= To do =
All the data must come back unchanged, except that pictures are left out.

— START —

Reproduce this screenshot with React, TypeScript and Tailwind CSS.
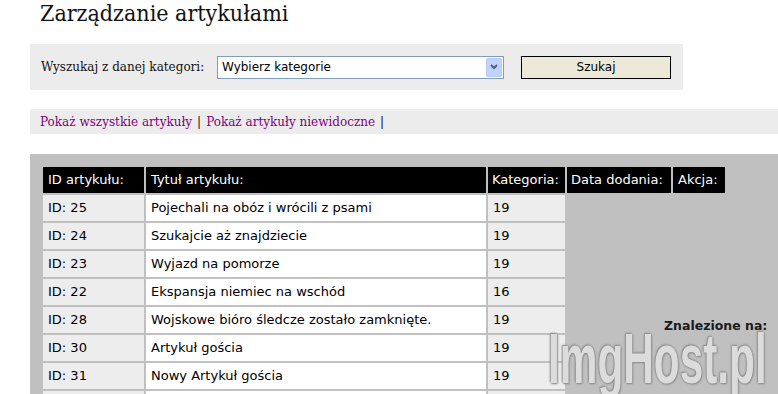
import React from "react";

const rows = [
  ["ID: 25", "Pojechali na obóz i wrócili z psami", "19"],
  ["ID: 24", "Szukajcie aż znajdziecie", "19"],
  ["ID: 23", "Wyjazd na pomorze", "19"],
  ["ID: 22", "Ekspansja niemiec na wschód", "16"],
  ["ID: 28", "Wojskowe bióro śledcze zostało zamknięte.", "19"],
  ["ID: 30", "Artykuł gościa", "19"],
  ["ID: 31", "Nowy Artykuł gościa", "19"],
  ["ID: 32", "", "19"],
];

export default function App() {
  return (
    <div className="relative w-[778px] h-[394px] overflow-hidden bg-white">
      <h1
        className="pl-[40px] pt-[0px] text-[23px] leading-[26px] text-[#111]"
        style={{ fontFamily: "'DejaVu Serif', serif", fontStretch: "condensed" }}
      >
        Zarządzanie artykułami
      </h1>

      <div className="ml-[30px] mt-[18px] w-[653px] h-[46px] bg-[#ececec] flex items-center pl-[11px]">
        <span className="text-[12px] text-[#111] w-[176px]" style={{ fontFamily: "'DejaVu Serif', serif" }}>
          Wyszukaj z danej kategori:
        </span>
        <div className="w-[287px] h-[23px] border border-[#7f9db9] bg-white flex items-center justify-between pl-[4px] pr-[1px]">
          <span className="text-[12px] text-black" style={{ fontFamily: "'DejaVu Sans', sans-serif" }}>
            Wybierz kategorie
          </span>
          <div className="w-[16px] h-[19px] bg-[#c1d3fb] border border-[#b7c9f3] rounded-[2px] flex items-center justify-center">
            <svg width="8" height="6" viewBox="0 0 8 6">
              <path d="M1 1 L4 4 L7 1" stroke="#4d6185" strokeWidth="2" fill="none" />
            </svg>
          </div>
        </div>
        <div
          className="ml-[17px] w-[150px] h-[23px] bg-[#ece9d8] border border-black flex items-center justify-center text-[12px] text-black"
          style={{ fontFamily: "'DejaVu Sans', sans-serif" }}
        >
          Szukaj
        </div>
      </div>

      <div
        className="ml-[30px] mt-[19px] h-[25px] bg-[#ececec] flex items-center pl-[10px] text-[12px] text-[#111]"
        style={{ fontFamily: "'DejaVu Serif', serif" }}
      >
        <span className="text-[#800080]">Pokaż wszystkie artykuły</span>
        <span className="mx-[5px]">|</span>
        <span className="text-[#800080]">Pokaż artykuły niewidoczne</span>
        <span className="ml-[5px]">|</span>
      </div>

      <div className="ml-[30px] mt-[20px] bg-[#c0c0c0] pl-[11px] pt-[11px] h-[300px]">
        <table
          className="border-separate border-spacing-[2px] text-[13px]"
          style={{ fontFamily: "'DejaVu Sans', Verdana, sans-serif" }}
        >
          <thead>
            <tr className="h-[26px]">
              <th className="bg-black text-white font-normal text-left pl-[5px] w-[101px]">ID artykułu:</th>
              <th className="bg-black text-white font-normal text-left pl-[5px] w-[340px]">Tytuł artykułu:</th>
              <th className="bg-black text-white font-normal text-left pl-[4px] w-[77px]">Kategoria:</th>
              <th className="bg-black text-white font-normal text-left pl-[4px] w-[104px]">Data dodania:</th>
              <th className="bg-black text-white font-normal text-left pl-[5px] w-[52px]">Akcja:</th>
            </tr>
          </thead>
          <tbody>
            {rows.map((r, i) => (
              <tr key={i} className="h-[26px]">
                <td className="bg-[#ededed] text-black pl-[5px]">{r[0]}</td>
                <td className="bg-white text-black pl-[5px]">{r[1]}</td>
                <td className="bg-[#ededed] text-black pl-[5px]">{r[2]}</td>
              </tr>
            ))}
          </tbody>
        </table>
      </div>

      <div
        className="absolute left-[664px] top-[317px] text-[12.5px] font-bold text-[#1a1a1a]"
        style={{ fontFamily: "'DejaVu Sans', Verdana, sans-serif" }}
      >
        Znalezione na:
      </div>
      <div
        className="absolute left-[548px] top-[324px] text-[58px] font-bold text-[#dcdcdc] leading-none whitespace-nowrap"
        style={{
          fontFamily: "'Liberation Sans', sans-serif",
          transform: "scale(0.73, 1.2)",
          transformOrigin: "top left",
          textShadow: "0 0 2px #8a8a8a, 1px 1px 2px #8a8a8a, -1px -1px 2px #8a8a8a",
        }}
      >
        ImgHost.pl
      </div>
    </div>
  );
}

— END —

= Result of this exercise =
Reproduce this screenshot with React, TypeScript and Tailwind CSS.
import React from "react";

const rows = [
  ["ID: 25", "Pojechali na obóz i wrócili z psami", "19"],
  ["ID: 24", "Szukajcie aż znajdziecie", "19"],
  ["ID: 23", "Wyjazd na pomorze", "19"],
  ["ID: 22", "Ekspansja niemiec na wschód", "16"],
  ["ID: 28", "Wojskowe bióro śledcze zostało zamknięte.", "19"],
  ["ID: 30", "Artykuł gościa", "19"],
  ["ID: 31", "Nowy Artykuł gościa", "19"],
  ["ID: 32", "", "19"],
];

export default function App() {
  return (
    <div className="relative w-[778px] h-[394px] overflow-hidden bg-white">
      <h1
        className="pl-[40px] pt-[0px] text-[23px] leading-[26px] text-[#111]"
        style={{ fontFamily: "'DejaVu Serif', serif", fontStretch: "condensed" }}
      >
        Zarządzanie artykułami
      </h1>

      <div className="ml-[30px] mt-[18px] w-[653px] h-[46px] bg-[#ececec] flex items-center pl-[11px]">
        <span className="text-[12px] text-[#111] w-[176px]" style={{ fontFamily: "'DejaVu Serif', serif" }}>
          Wyszukaj z danej kategori:
        </span>
        <div className="w-[287px] h-[23px] border border-[#7f9db9] bg-white flex items-center justify-between pl-[4px] pr-[1px]">
          <span className="text-[12px] text-black" style={{ fontFamily: "'DejaVu Sans', sans-serif" }}>
            Wybierz kategorie
          </span>
          <div className="w-[16px] h-[19px] bg-[#c1d3fb] border border-[#b7c9f3] rounded-[2px] flex items-center justify-center">
            <svg width="8" height="6" viewBox="0 0 8 6">
              <path d="M1 1 L4 4 L7 1" stroke="#4d6185" strokeWidth="2" fill="none" />
            </svg>
          </div>
        </div>
        <div
          className="ml-[17px] w-[150px] h-[23px] bg-[#ece9d8] border border-black flex items-center justify-center text-[12px] text-black"
          style={{ fontFamily: "'DejaVu Sans', sans-serif" }}
        >
          Szukaj
        </div>
      </div>

      <div
        className="ml-[30px] mt-[19px] h-[25px] bg-[#ececec] flex items-center pl-[10px] text-[12px] text-[#111]"
        style={{ fontFamily: "'DejaVu Serif', serif" }}
      >
        <span className="text-[#800080]">Pokaż wszystkie artykuły</span>
        <span className="mx-[5px]">|</span>
        <span className="text-[#800080]">Pokaż artykuły niewidoczne</span>
        <span className="ml-[5px]">|</span>
      </div>

      <div className="ml-[30px] mt-[20px] bg-[#c0c0c0] pl-[11px] pt-[11px] h-[300px]">
        <table
          className="border-separate border-spacing-[2px] text-[13px]"
          style={{ fontFamily: "'DejaVu Sans', Verdana, sans-serif" }}
        >
          <thead>
            <tr className="h-[26px]">
              <th className="bg-black text-white font-normal text-left pl-[5px] w-[101px]">ID artykułu:</th>
              <th className="bg-black text-white font-normal text-left pl-[5px] w-[340px]">Tytuł artykułu:</th>
              <th className="bg-black text-white font-normal text-left pl-[4px] w-[77px]">Kategoria:</th>
              <th className="bg-black text-white font-normal text-left pl-[4px] w-[104px]">Data dodania:</th>
              <th className="bg-black text-white font-normal text-left pl-[5px] w-[52px]">Akcja:</th>
            </tr>
          </thead>
          <tbody>
            {rows.map((r, i) => (
              <tr key={i} className="h-[26px]">
                <td className="bg-[#ededed] text-black pl-[5px]">{r[0]}</td>
                <td className="bg-white text-black pl-[5px]">{r[1]}</td>
                <td className="bg-[#ededed] text-black pl-[5px]">{r[2]}</td>
              </tr>
            ))}
          </tbody>
        </table>
      </div>

      <div
        className="absolute left-[664px] top-[317px] text-[12.5px] font-bold text-[#1a1a1a]"
        style={{ fontFamily: "'DejaVu Sans', Verdana, sans-serif" }}
      >
        Znalezione na:
      </div>
      <div
        className="absolute left-[548px] top-[324px] text-[58px] font-bold text-[#dcdcdc] leading-none whitespace-nowrap"
        style={{
          fontFamily: "'Liberation Sans', sans-serif",
          transform: "scale(0.73, 1.2)",
          transformOrigin: "top left",
          textShadow: "0 0 2px #8a8a8a, 1px 1px 2px #8a8a8a, -1px -1px 2px #8a8a8a",
        }}
      >
        ImgHost.pl
      </div>
    </div>
  );
}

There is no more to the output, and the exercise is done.